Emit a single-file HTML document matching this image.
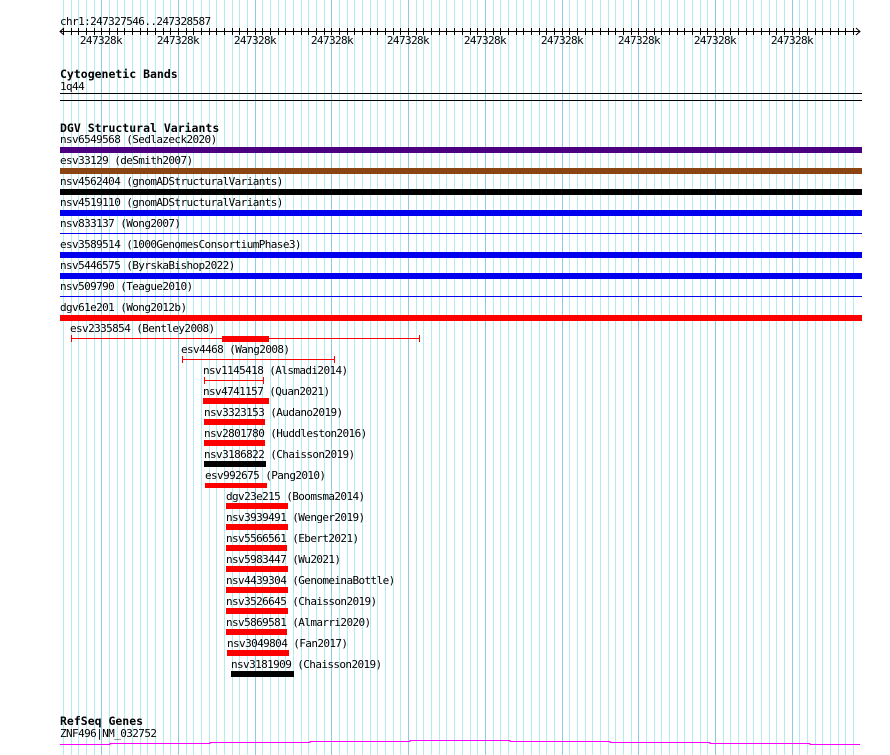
<!DOCTYPE html>
<html><head><meta charset="utf-8"><style>
html,body{margin:0;padding:0;background:#fff;}
svg{display:block;}
text{font-family:"DejaVu Sans Mono","Liberation Mono",monospace;font-size:11px;letter-spacing:-0.6px;fill:#000;}
.b{font-weight:bold;font-size:11.5px;letter-spacing:0;}
</style></head><body>
<svg width="890" height="755" xmlns="http://www.w3.org/2000/svg">
<defs>
<path id="L" d="M63.5 0V755M71.5 0V755M78.5 0V755M86.5 0V755M94.5 0V755M109.5 0V755M117.5 0V755M124.5 0V755M132.5 0V755M140.5 0V755M147.5 0V755M155.5 0V755M163.5 0V755M170.5 0V755M186.5 0V755M193.5 0V755M201.5 0V755M209.5 0V755M216.5 0V755M224.5 0V755M232.5 0V755M239.5 0V755M247.5 0V755M262.5 0V755M270.5 0V755M278.5 0V755M285.5 0V755M293.5 0V755M301.5 0V755M308.5 0V755M316.5 0V755M324.5 0V755M339.5 0V755M347.5 0V755M354.5 0V755M362.5 0V755M370.5 0V755M377.5 0V755M385.5 0V755M393.5 0V755M400.5 0V755M416.5 0V755M423.5 0V755M431.5 0V755M439.5 0V755M446.5 0V755M454.5 0V755M462.5 0V755M470.5 0V755M477.5 0V755M493.5 0V755M500.5 0V755M508.5 0V755M516.5 0V755M523.5 0V755M531.5 0V755M539.5 0V755M546.5 0V755M554.5 0V755M569.5 0V755M577.5 0V755M585.5 0V755M592.5 0V755M600.5 0V755M608.5 0V755M615.5 0V755M623.5 0V755M631.5 0V755M646.5 0V755M654.5 0V755M661.5 0V755M669.5 0V755M677.5 0V755M684.5 0V755M692.5 0V755M700.5 0V755M707.5 0V755M723.5 0V755M730.5 0V755M738.5 0V755M746.5 0V755M753.5 0V755M761.5 0V755M769.5 0V755M776.5 0V755M784.5 0V755M799.5 0V755M807.5 0V755M815.5 0V755M822.5 0V755M830.5 0V755M838.5 0V755M845.5 0V755M853.5 0V755"/>
<path id="M" d="M101.5 0V755M178.5 0V755M255.5 0V755M331.5 0V755M408.5 0V755M485.5 0V755M562.5 0V755M638.5 0V755M715.5 0V755M792.5 0V755"/>
<clipPath id="tc"><rect x="0" y="28" width="890" height="7"/></clipPath>
</defs>
<use href="#L" stroke="#b4eaf2" fill="none"/>
<use href="#M" stroke="#8ccbea" fill="none"/>
<!-- ruler -->
<text x="60" y="25">chr1:247327546..247328587</text>
<line x1="60" y1="31.5" x2="860" y2="31.5" stroke="#000"/>
<path d="M64 28 L60 31.5 L64 35 M856 28 L860 31.5 L856 35" stroke="#000" fill="none"/>
<g clip-path="url(#tc)" stroke="#000" fill="none"><use href="#L"/><use href="#M"/></g>
<g text-anchor="middle">
<text x="101" y="44">247328k</text><text x="178" y="44">247328k</text><text x="255" y="44">247328k</text><text x="332" y="44">247328k</text><text x="408" y="44">247328k</text><text x="485" y="44">247328k</text><text x="562" y="44">247328k</text><text x="639" y="44">247328k</text><text x="715" y="44">247328k</text><text x="792" y="44">247328k</text>
</g>
<!-- cyto -->
<text class="b" x="60" y="78">Cytogenetic Bands</text>
<text x="60" y="90">1q44</text>
<line x1="60" y1="93.5" x2="862" y2="93.5" stroke="#000"/>
<line x1="60" y1="100.5" x2="862" y2="100.5" stroke="#000"/>
<!-- DGV -->
<text class="b" x="60" y="132">DGV Structural Variants</text>
<text x="60" y="143">nsv6549568 (Sedlazeck2020)</text>
<rect x="60" y="147" width="802" height="6" fill="#4b0082"/>
<text x="60" y="164">esv33129 (deSmith2007)</text>
<rect x="60" y="168" width="802" height="6" fill="#8b4513"/>
<text x="60" y="185">nsv4562404 (gnomADStructuralVariants)</text>
<rect x="60" y="189" width="802" height="6" fill="#000"/>
<text x="60" y="206">nsv4519110 (gnomADStructuralVariants)</text>
<rect x="60" y="210" width="802" height="6" fill="#0000ee"/>
<text x="60" y="227">nsv833137 (Wong2007)</text>
<rect x="60" y="233" width="802" height="1" fill="#0000ee"/>
<text x="60" y="248">esv3589514 (1000GenomesConsortiumPhase3)</text>
<rect x="60" y="252" width="802" height="6" fill="#0000ee"/>
<text x="60" y="269">nsv5446575 (ByrskaBishop2022)</text>
<rect x="60" y="273" width="802" height="6" fill="#0000ee"/>
<text x="60" y="290">nsv509790 (Teague2010)</text>
<rect x="60" y="296" width="802" height="1" fill="#0000ee"/>
<text x="60" y="311">dgv61e201 (Wong2012b)</text>
<rect x="60" y="315" width="802" height="6" fill="#f00"/>
<text x="70" y="332">esv2335854 (Bentley2008)</text>
<path d="M71 338.5H420M71.5 335v7M419.5 335v7" stroke="#f00"/>
<rect x="222" y="336" width="47" height="6" fill="#f00"/>
<text x="181" y="353">esv4468 (Wang2008)</text>
<path d="M182 359.5H335M182.5 356v7M334.5 356v7" stroke="#f00"/>
<text x="203" y="374">nsv1145418 (Alsmadi2014)</text>
<path d="M204 380.5H264M204.5 377v7M263.5 377v7" stroke="#f00"/>
<text x="203" y="395">nsv4741157 (Quan2021)</text>
<rect x="203" y="398" width="66" height="6" fill="#f00"/>
<text x="204" y="416">nsv3323153 (Audano2019)</text>
<rect x="204" y="419" width="61" height="6" fill="#f00"/>
<text x="204" y="437">nsv2801780 (Huddleston2016)</text>
<rect x="204" y="440" width="61" height="6" fill="#f00"/>
<text x="204" y="458">nsv3186822 (Chaisson2019)</text>
<rect x="204" y="461" width="62" height="6" fill="#000"/>
<text x="205" y="479">esv992675 (Pang2010)</text>
<rect x="205" y="483" width="62" height="5" fill="#f00"/>
<text x="226" y="500">dgv23e215 (Boomsma2014)</text>
<rect x="226" y="503" width="62" height="6" fill="#f00"/>
<text x="226" y="521">nsv3939491 (Wenger2019)</text>
<rect x="226" y="524" width="62" height="6" fill="#f00"/>
<text x="226" y="542">nsv5566561 (Ebert2021)</text>
<rect x="226" y="545" width="61" height="6" fill="#f00"/>
<text x="226" y="563">nsv5983447 (Wu2021)</text>
<rect x="226" y="566" width="62" height="6" fill="#f00"/>
<text x="226" y="584">nsv4439304 (GenomeinaBottle)</text>
<rect x="226" y="587" width="62" height="6" fill="#f00"/>
<text x="226" y="605">nsv3526645 (Chaisson2019)</text>
<rect x="226" y="608" width="62" height="6" fill="#f00"/>
<text x="226" y="626">nsv5869581 (Almarri2020)</text>
<rect x="226" y="629" width="61" height="6" fill="#f00"/>
<text x="227" y="647">nsv3049804 (Fan2017)</text>
<rect x="227" y="650" width="62" height="6" fill="#f00"/>
<text x="231" y="668">nsv3181909 (Chaisson2019)</text>
<rect x="231" y="671" width="63" height="6" fill="#000"/>
<!-- RefSeq -->
<text class="b" x="60" y="725">RefSeq Genes</text>
<text x="60" y="737">ZNF496|NM_032752</text>
<path d="M60 744.5H110V743.5H210V742.5H310V741.5H410V740.5H510V741.5H610V742.5H710V743.5H810V744.5H860" stroke="#f0f" fill="none"/>
</svg>
</body></html>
■ ■ ■ ■
# [EXERCISE GOAL]
Exclude the pictures, and transcribe all of the material exactly.

# [TASK RESPONSE]
Emit a single-file HTML document matching this image.
<!DOCTYPE html>
<html><head><meta charset="utf-8"><style>
html,body{margin:0;padding:0;background:#fff;}
svg{display:block;}
text{font-family:"DejaVu Sans Mono","Liberation Mono",monospace;font-size:11px;letter-spacing:-0.6px;fill:#000;}
.b{font-weight:bold;font-size:11.5px;letter-spacing:0;}
</style></head><body>
<svg width="890" height="755" xmlns="http://www.w3.org/2000/svg">
<defs>
<path id="L" d="M63.5 0V755M71.5 0V755M78.5 0V755M86.5 0V755M94.5 0V755M109.5 0V755M117.5 0V755M124.5 0V755M132.5 0V755M140.5 0V755M147.5 0V755M155.5 0V755M163.5 0V755M170.5 0V755M186.5 0V755M193.5 0V755M201.5 0V755M209.5 0V755M216.5 0V755M224.5 0V755M232.5 0V755M239.5 0V755M247.5 0V755M262.5 0V755M270.5 0V755M278.5 0V755M285.5 0V755M293.5 0V755M301.5 0V755M308.5 0V755M316.5 0V755M324.5 0V755M339.5 0V755M347.5 0V755M354.5 0V755M362.5 0V755M370.5 0V755M377.5 0V755M385.5 0V755M393.5 0V755M400.5 0V755M416.5 0V755M423.5 0V755M431.5 0V755M439.5 0V755M446.5 0V755M454.5 0V755M462.5 0V755M470.5 0V755M477.5 0V755M493.5 0V755M500.5 0V755M508.5 0V755M516.5 0V755M523.5 0V755M531.5 0V755M539.5 0V755M546.5 0V755M554.5 0V755M569.5 0V755M577.5 0V755M585.5 0V755M592.5 0V755M600.5 0V755M608.5 0V755M615.5 0V755M623.5 0V755M631.5 0V755M646.5 0V755M654.5 0V755M661.5 0V755M669.5 0V755M677.5 0V755M684.5 0V755M692.5 0V755M700.5 0V755M707.5 0V755M723.5 0V755M730.5 0V755M738.5 0V755M746.5 0V755M753.5 0V755M761.5 0V755M769.5 0V755M776.5 0V755M784.5 0V755M799.5 0V755M807.5 0V755M815.5 0V755M822.5 0V755M830.5 0V755M838.5 0V755M845.5 0V755M853.5 0V755"/>
<path id="M" d="M101.5 0V755M178.5 0V755M255.5 0V755M331.5 0V755M408.5 0V755M485.5 0V755M562.5 0V755M638.5 0V755M715.5 0V755M792.5 0V755"/>
<clipPath id="tc"><rect x="0" y="28" width="890" height="7"/></clipPath>
</defs>
<use href="#L" stroke="#b4eaf2" fill="none"/>
<use href="#M" stroke="#8ccbea" fill="none"/>
<!-- ruler -->
<text x="60" y="25">chr1:247327546..247328587</text>
<line x1="60" y1="31.5" x2="860" y2="31.5" stroke="#000"/>
<path d="M64 28 L60 31.5 L64 35 M856 28 L860 31.5 L856 35" stroke="#000" fill="none"/>
<g clip-path="url(#tc)" stroke="#000" fill="none"><use href="#L"/><use href="#M"/></g>
<g text-anchor="middle">
<text x="101" y="44">247328k</text><text x="178" y="44">247328k</text><text x="255" y="44">247328k</text><text x="332" y="44">247328k</text><text x="408" y="44">247328k</text><text x="485" y="44">247328k</text><text x="562" y="44">247328k</text><text x="639" y="44">247328k</text><text x="715" y="44">247328k</text><text x="792" y="44">247328k</text>
</g>
<!-- cyto -->
<text class="b" x="60" y="78">Cytogenetic Bands</text>
<text x="60" y="90">1q44</text>
<line x1="60" y1="93.5" x2="862" y2="93.5" stroke="#000"/>
<line x1="60" y1="100.5" x2="862" y2="100.5" stroke="#000"/>
<!-- DGV -->
<text class="b" x="60" y="132">DGV Structural Variants</text>
<text x="60" y="143">nsv6549568 (Sedlazeck2020)</text>
<rect x="60" y="147" width="802" height="6" fill="#4b0082"/>
<text x="60" y="164">esv33129 (deSmith2007)</text>
<rect x="60" y="168" width="802" height="6" fill="#8b4513"/>
<text x="60" y="185">nsv4562404 (gnomADStructuralVariants)</text>
<rect x="60" y="189" width="802" height="6" fill="#000"/>
<text x="60" y="206">nsv4519110 (gnomADStructuralVariants)</text>
<rect x="60" y="210" width="802" height="6" fill="#0000ee"/>
<text x="60" y="227">nsv833137 (Wong2007)</text>
<rect x="60" y="233" width="802" height="1" fill="#0000ee"/>
<text x="60" y="248">esv3589514 (1000GenomesConsortiumPhase3)</text>
<rect x="60" y="252" width="802" height="6" fill="#0000ee"/>
<text x="60" y="269">nsv5446575 (ByrskaBishop2022)</text>
<rect x="60" y="273" width="802" height="6" fill="#0000ee"/>
<text x="60" y="290">nsv509790 (Teague2010)</text>
<rect x="60" y="296" width="802" height="1" fill="#0000ee"/>
<text x="60" y="311">dgv61e201 (Wong2012b)</text>
<rect x="60" y="315" width="802" height="6" fill="#f00"/>
<text x="70" y="332">esv2335854 (Bentley2008)</text>
<path d="M71 338.5H420M71.5 335v7M419.5 335v7" stroke="#f00"/>
<rect x="222" y="336" width="47" height="6" fill="#f00"/>
<text x="181" y="353">esv4468 (Wang2008)</text>
<path d="M182 359.5H335M182.5 356v7M334.5 356v7" stroke="#f00"/>
<text x="203" y="374">nsv1145418 (Alsmadi2014)</text>
<path d="M204 380.5H264M204.5 377v7M263.5 377v7" stroke="#f00"/>
<text x="203" y="395">nsv4741157 (Quan2021)</text>
<rect x="203" y="398" width="66" height="6" fill="#f00"/>
<text x="204" y="416">nsv3323153 (Audano2019)</text>
<rect x="204" y="419" width="61" height="6" fill="#f00"/>
<text x="204" y="437">nsv2801780 (Huddleston2016)</text>
<rect x="204" y="440" width="61" height="6" fill="#f00"/>
<text x="204" y="458">nsv3186822 (Chaisson2019)</text>
<rect x="204" y="461" width="62" height="6" fill="#000"/>
<text x="205" y="479">esv992675 (Pang2010)</text>
<rect x="205" y="483" width="62" height="5" fill="#f00"/>
<text x="226" y="500">dgv23e215 (Boomsma2014)</text>
<rect x="226" y="503" width="62" height="6" fill="#f00"/>
<text x="226" y="521">nsv3939491 (Wenger2019)</text>
<rect x="226" y="524" width="62" height="6" fill="#f00"/>
<text x="226" y="542">nsv5566561 (Ebert2021)</text>
<rect x="226" y="545" width="61" height="6" fill="#f00"/>
<text x="226" y="563">nsv5983447 (Wu2021)</text>
<rect x="226" y="566" width="62" height="6" fill="#f00"/>
<text x="226" y="584">nsv4439304 (GenomeinaBottle)</text>
<rect x="226" y="587" width="62" height="6" fill="#f00"/>
<text x="226" y="605">nsv3526645 (Chaisson2019)</text>
<rect x="226" y="608" width="62" height="6" fill="#f00"/>
<text x="226" y="626">nsv5869581 (Almarri2020)</text>
<rect x="226" y="629" width="61" height="6" fill="#f00"/>
<text x="227" y="647">nsv3049804 (Fan2017)</text>
<rect x="227" y="650" width="62" height="6" fill="#f00"/>
<text x="231" y="668">nsv3181909 (Chaisson2019)</text>
<rect x="231" y="671" width="63" height="6" fill="#000"/>
<!-- RefSeq -->
<text class="b" x="60" y="725">RefSeq Genes</text>
<text x="60" y="737">ZNF496|NM_032752</text>
<path d="M60 744.5H110V743.5H210V742.5H310V741.5H410V740.5H510V741.5H610V742.5H710V743.5H810V744.5H860" stroke="#f0f" fill="none"/>
</svg>
</body></html>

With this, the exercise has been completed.